Footnote: 1 The Honorable Arthur M. Recht resigned as Justice of the West Virginia Supreme Court of Appeals effective October 15, 1996. The Honorable Gaston Caperton, Governor of the State of West Virginia, appointed him Judge of the First Judicial Circuit on that same date. Pursuant to an administrative order entered by this Court on October 15, 1996, Judge Recht was assigned to sit as a member of the West Virginia Supreme Court of Appeals commencing October 15, 1996, and continuing until further order of this Court.
Footnote: 2 The Department, through its petition, also asks the Court to direct the circuit courts not to order that juveniles be detained more than fourteen days after dispositional hearings. Because the order that the Petitioner seeks to prohibit in this case relates to preadjudicatory detention and that issue is not presented on the facts of this case, we do not address it in this opinion.
In addition to the issues presented in its petition in this case, the Department raised an additional issue in its response memorandum filed jointly in this case and in State ex. rel. Dep't of Health and Human Resources v. Frazier, No. 23530, ___ W.Va. ___, ___ S.E.2d ___ (filed December 17, 1996). Through the response memorandum, the Department requests a directive from this Court that circuit court judges are not authorized to make facility-specific placements, "when judges determine that a juvenile should be placed out-of-home and not into the custody of the Department of Corrections . . . or into a detention center." Because the circuit court in this case ordered placement of David A. into a detention center, that issue is not before us in this case.
Footnote: 3 Consistent with our practice, we identify the juvenile in this case by initials only. See In re Jonathan P., 182 W.Va. 302, 303, 387 S.E.2d 537, 538 n.1 (1989).
Footnote: 4 The SRJDC in Princeton is a 15-bed juvenile secure detention facility operated by DHHR. It was designed to provide short-term detention for juveniles pending disposition of charges brought against them. Under Facilities Review Panel v. Coe, 187 W.Va. 541, 420 S.E.2d 532 (1992), such pre-adjudicatory detention cannot exceed 30 days. Id. at 545, 420 S.E.2d at 536. The monthly population report of the SRJDC for June, 1996, however, shows that 7 of its 15 beds were occupied by juveniles awaiting decisions on transfer to adult status, and another 4 were devoted to post-dispositional youths awaiting space at the Industrial Home for Youth at Salem.
Footnote: 5 The order issued by the circuit court is signed by Judge Kendrick King, because Judge Stephens was unavailable when the order was ready for signature. The case was later reassigned to Judge King, because he was already presiding over other charges against David A. Both judges are named as respondents in this action.
Footnote: 6 See also W.Va. Code § 49-5-1(d) (1995), stating that, "[a]t the conclusion of any hearing [in a juvenile proceeding], the court shall make findings of fact and conclusions of law, and the same shall appear of record." (Effective June 7, 1996, this directive appears in W.Va.
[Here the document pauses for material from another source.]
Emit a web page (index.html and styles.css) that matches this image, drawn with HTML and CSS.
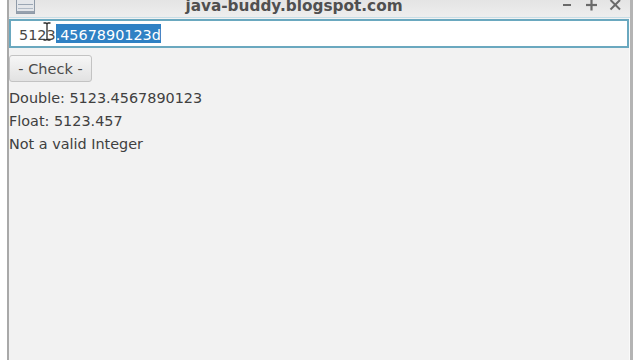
FILE: index.html
```html
<!DOCTYPE html>
<html>
<head>
<meta charset="utf-8">
<link rel="stylesheet" href="styles.css">
</head>
<body>
<div class="window">
  <div class="titlebar">
    <svg class="wicon" width="19" height="14" viewBox="0 0 19 14">
      <rect x="0.5" y="-1" width="18" height="14.5" fill="#e3e6ea" stroke="#8e9aa8"/>
      <line x1="2" y1="4.5" x2="17" y2="4.5" stroke="#9aa6b4"/>
      <line x1="2" y1="8.5" x2="17" y2="8.5" stroke="#b0bac6"/>
      <line x1="1" y1="12" x2="18" y2="12" stroke="#7c8a9a" stroke-width="1.5"/>
    </svg>
    <div class="title">java-buddy.blogspot.com</div>
    <div class="controls">
      <svg width="12" height="12" viewBox="0 0 12 12"><line x1="2" y1="5" x2="10" y2="5" stroke="#6a6a6a" stroke-width="2"/></svg>
      <svg width="12" height="12" viewBox="0 0 12 12"><line x1="1" y1="5" x2="12" y2="5" stroke="#6a6a6a" stroke-width="2.2"/><line x1="6.5" y1="0" x2="6.5" y2="10.5" stroke="#6a6a6a" stroke-width="2.2"/></svg>
      <svg width="12" height="12" viewBox="0 0 12 12"><line x1="1.5" y1="0" x2="11" y2="9.5" stroke="#6a6a6a" stroke-width="2"/><line x1="11" y1="0" x2="1.5" y2="9.5" stroke="#6a6a6a" stroke-width="2"/></svg>
    </div>
  </div>
  <div class="content">
    <div class="field"><span class="plain">5123</span><span class="sel">.4567890123d</span>
      <svg class="ibeam" width="8" height="19" viewBox="0 0 8 19">
        <path d="M0.5 1 H3 L4 2 L5 1 H7.5 M4 2 V17 M0.5 18 H3 L4 17 L5 18 H7.5" fill="none" stroke="#2a2a2a" stroke-width="1.3"/>
      </svg>
    </div>
    <button class="btn">- Check -</button>
    <div class="labels">
      <div class="label">Double: 5123.4567890123</div>
      <div class="label">Float: 5123.457</div>
      <div class="label">Not a valid Integer</div>
    </div>
  </div>
</div>
</body>
</html>
```
FILE: styles.css
```css
html, body {
  margin: 0;
  padding: 0;
  background: #ffffff;
  overflow: hidden;
}
body {
  font-family: "DejaVu Sans", sans-serif;
  width: 640px;
  height: 360px;
}
.window {
  margin-left: 7px;
  width: 626px;
  height: 360px;
  box-sizing: border-box;
  border-left: 2px solid #a9a9a9;
  border-right: 3px solid #b4b4b4;
  background: #f2f2f2;
  display: flex;
  flex-direction: column;
  box-shadow: inset -1px 0 0 #fafafa;
}
.titlebar {
  height: 18px;
  box-sizing: border-box;
  display: flex;
  align-items: flex-start;
  background: linear-gradient(#e4e4e4, #eeeeee);
  border-bottom: 1px solid #c6dde6;
  overflow: hidden;
}
.wicon {
  margin-left: 7px;
  flex: none;
}
.title {
  flex: 1;
  text-align: center;
  font-weight: bold;
  font-size: 15.3px;
  line-height: 16px;
  margin-top: -2px;
  color: #505050;
  padding-left: 2px;
}
.controls {
  display: flex;
  gap: 12px;
  margin-right: 9px;
  padding-left: 10px;
  margin-top: 0px;
}
.controls svg {
  display: block;
}
.content {
  flex: 1;
  display: flex;
  flex-direction: column;
  align-items: flex-start;
  padding-top: 1px;
  padding-right: 1px;
}
.field {
  position: relative;
  align-self: stretch;
  height: 29px;
  box-sizing: border-box;
  border: 2px solid #6aa8bf;
  background: #ffffff;
  padding: 3px 0 0 8px;
  font-size: 14.4px;
  line-height: 22px;
  color: #474747;
  white-space: nowrap;
}
.sel {
  background: #2f81c4;
  color: #ffffff;
  padding-top: 3px;
}
.ibeam {
  position: absolute;
  left: 32px;
  top: 1px;
}
.btn {
  margin-top: 7px;
  width: 83px;
  height: 27px;
  box-sizing: border-box;
  border: 1px solid #c3c3c3;
  border-radius: 3px;
  background: linear-gradient(#f6f6f6, #e2e2e2);
  font-family: "DejaVu Sans", sans-serif;
  font-size: 14.5px;
  color: #4a4a4a;
  padding: 0;
  text-align: center;
}
.labels {
  margin-top: 5px;
  display: flex;
  flex-direction: column;
}
.label {
  font-size: 14.4px;
  line-height: 23px;
  color: #404040;
}
```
Code § 49-5-2(m) (1996)).
Footnote: 7 The Respondents represent that David A. had earlier juvenile offenses pending before Respondent Judge King.
Footnote: 8 Under Coe, detention is never mandatory. Paragraph B of the Coe guidelines, entitled "Mandatory detention," provides that "[n]o category of alleged conduct in and of itself may justify a failure to exercise discretion to release in consideration of the needs of the juvenile and the community." 187 W.Va. at 546, 420 S.E.2d at 537.
Footnote: 9 The fact that the juvenile met the Coe guidelines for detention left only the duty upon the court to make these findings. The fact that the parents could not be located would certainly be a strong factor in detaining the juvenile.
Footnote: 10 The Juvenile Justice Committee, now known as the Juvenile Facilities Review
Panel, filed a brief in this case as amicus curiae. In its brief, the Panel requested several things, including the appointment of a special master to conduct a review of the juvenile detention system in West Virginia. We decline to take such action, but acknowledge the obligation of the Department to file a comprehensive annual review of its programs and services pursuant to Code § 49-5B-7(a) (1996), and the ongoing assessment and planning obligations of the Department and the Legislative Commission on Juvenile Law, see W.Va. Code §§ 49-5A-6a (1996), 49-5C-1 & -2 (1995). As we pointed out in Frazier, No. 23530, slip op. at 11, ___ W.Va. at ___, ___ S.E.2d at ___, the Department has routinely ignored this obligation. Furthermore, the Juvenile Justice Committee is set to sunset in July, 1997, and will no longer be in existence to receive such reports unless the legislature chooses to extend it or otherwise maintains it in some other format.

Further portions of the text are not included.